China's WTO Updates
Law Ensures Fair Play for Joint Venture Firms

Sino-foreign joint ventures now have new legal protections to ensure fair treatment in accordance with China's commitments to the World Trade Organization (WTO).

The State Council issued a decree amending the implementation and regulation of the Chinese and Foreign Equity Joint Ventures Law to improve the environment for foreign investment.

According to the amendment, Sino-foreign joint ventures will be treated the same as domestic enterprises in terms of raw and processed material purchasing and product sales.

In a further relaxation, the procedures to establish Sino-foreign joint ventures have been simplified, lessening administrative interferences.

Experts hail the new regulation as bringing China closer to WTO norms and practices. China is expected to join the world trade club by the end of this year.

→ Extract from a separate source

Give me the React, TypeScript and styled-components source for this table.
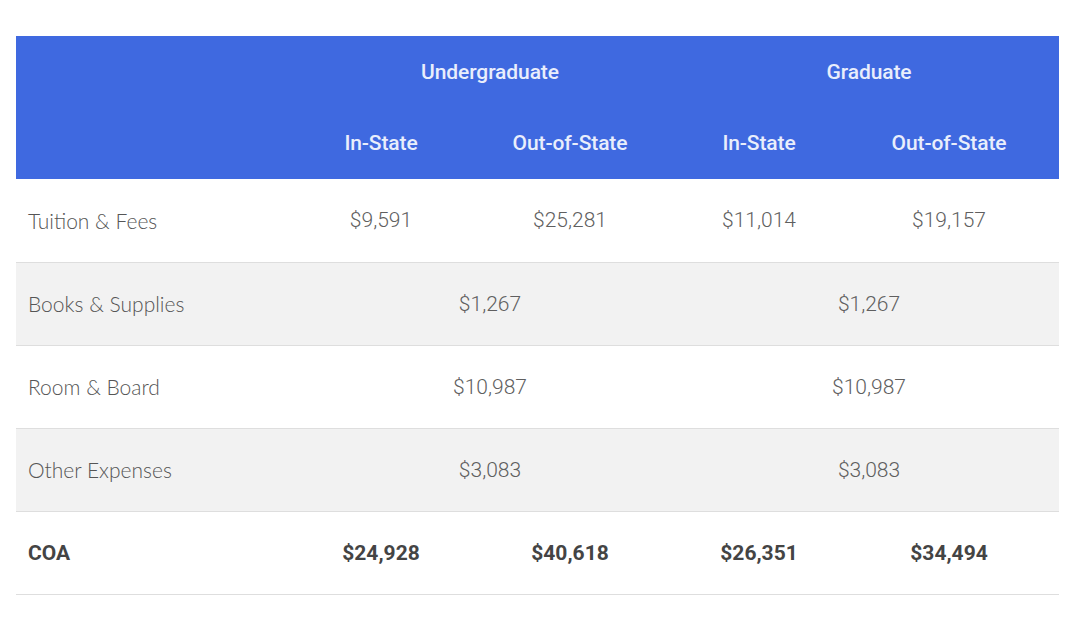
import React from "react"
import styled, { createGlobalStyle } from "styled-components"

const GlobalStyle = createGlobalStyle`
  html, body {
    margin: 0;
    padding: 0;
    background: #ffffff;
  }
  body {
    font-family: Roboto, "Liberation Sans", sans-serif;
  }
`

const Page = styled.div`
  padding: 36px 21px 0 16px;
`

const CostTable = styled.table`
  width: 1043px;
  border-collapse: collapse;
  table-layout: fixed;
`

const HeadRow = styled.tr`
  height: 71.5px;
  background-color: #3f69e0;
`

const HeadCell = styled.th`
  padding: 0;
  text-align: center;
  vertical-align: middle;
  font-family: Roboto, "Liberation Sans", sans-serif;
  font-weight: 500;
  font-size: 21px;
  letter-spacing: -0.1px;
  color: #e9eefc;
`

const BodyRow = styled.tr<{ $shaded?: boolean }>`
  height: 83px;
  background-color: ${({ $shaded }) => ($shaded ? "#f2f2f2" : "#ffffff")};
  border-bottom: 1px solid #dedede;
`

const Label = styled.td<{ $total?: boolean }>`
  padding: 0 0 0 12px;
  text-align: left;
  font-family: ${({ $total }) =>
    $total ? 'Roboto, "Liberation Sans", sans-serif' : 'Lato, "Open Sans", sans-serif'};
  font-size: 21px;
  font-weight: ${({ $total }) => ($total ? 700 : 300)};
  color: ${({ $total }) => ($total ? "#444444" : "#555555")};
`

const Amount = styled.td<{ $total?: boolean }>`
  padding: 0;
  text-align: center;
  font-family: Roboto, "Liberation Sans", sans-serif;
  font-size: 21px;
  font-weight: ${({ $total }) => ($total ? 700 : 300)};
  color: ${({ $total }) => ($total ? "#444444" : "#5f5f5f")};
`

type Row = {
  label: string
  values: string[]
  split: boolean
}

const rows: Row[] = [
  { label: "Tuition & Fees", values: ["$9,591", "$25,281", "$11,014", "$19,157"], split: true },
  { label: "Books & Supplies", values: ["$1,267", "$1,267"], split: false },
  { label: "Room & Board", values: ["$10,987", "$10,987"], split: false },
  { label: "Other Expenses", values: ["$3,083", "$3,083"], split: false },
]

const totals = ["$24,928", "$40,618", "$26,351", "$34,494"]

export default function App() {
  return (
    <>
      <GlobalStyle />
      <Page>
        <CostTable>
          <colgroup>
            <col style={{ width: 285 }} />
            <col style={{ width: 160 }} />
            <col style={{ width: 218 }} />
            <col style={{ width: 160 }} />
            <col style={{ width: 220 }} />
          </colgroup>
          <thead>
            <HeadRow>
              <HeadCell />
              <HeadCell colSpan={2}>Undergraduate</HeadCell>
              <HeadCell colSpan={2}>Graduate</HeadCell>
            </HeadRow>
            <HeadRow>
              <HeadCell />
              <HeadCell>In-State</HeadCell>
              <HeadCell>Out-of-State</HeadCell>
              <HeadCell>In-State</HeadCell>
              <HeadCell>Out-of-State</HeadCell>
            </HeadRow>
          </thead>
          <tbody>
            {rows.map((row, i) => (
              <BodyRow key={row.label} $shaded={i % 2 === 1}>
                <Label>{row.label}</Label>
                {row.values.map((v, j) => (
                  <Amount key={j} colSpan={row.split ? 1 : 2}>
                    {v}
                  </Amount>
                ))}
              </BodyRow>
            ))}
            <BodyRow>
              <Label $total>COA</Label>
              {totals.map((v, j) => (
                <Amount key={j} $total>
                  {v}
                </Amount>
              ))}
            </BodyRow>
          </tbody>
        </CostTable>
      </Page>
    </>
  )
}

It is a common practice for the State Council to issue a set of detailed regulations to help implement laws adopted by the National People's Congress, China's supreme legislature. The regulations, with legal power only below that of statutes, are binding nationwide.

Spokesmen from the State Council and the Ministry of Foreign Trade and Economic Cooperation explained that since August 1, Sino-foreign joint ventures are free to buy equipment, raw material, fuel, accessories, conveyance and stationery in China or from abroad. In the past these firms were required to buy Chinese. They are now also able to pay the same price as their Chinese counterparts for materials and services, as opposed to the old biased pricing system.

Restrictions governing joint ventures' sales on the domestic market have also been repealed.

The spokesmen said Chinese businesses planning to establish joint ventures can deliver relevant documents directly to authorities in charge of the approval of such enterprises. In the past, they faced a labyrinthine approval system.

The regulations are in line with amendments to the law which first took effect in 1990.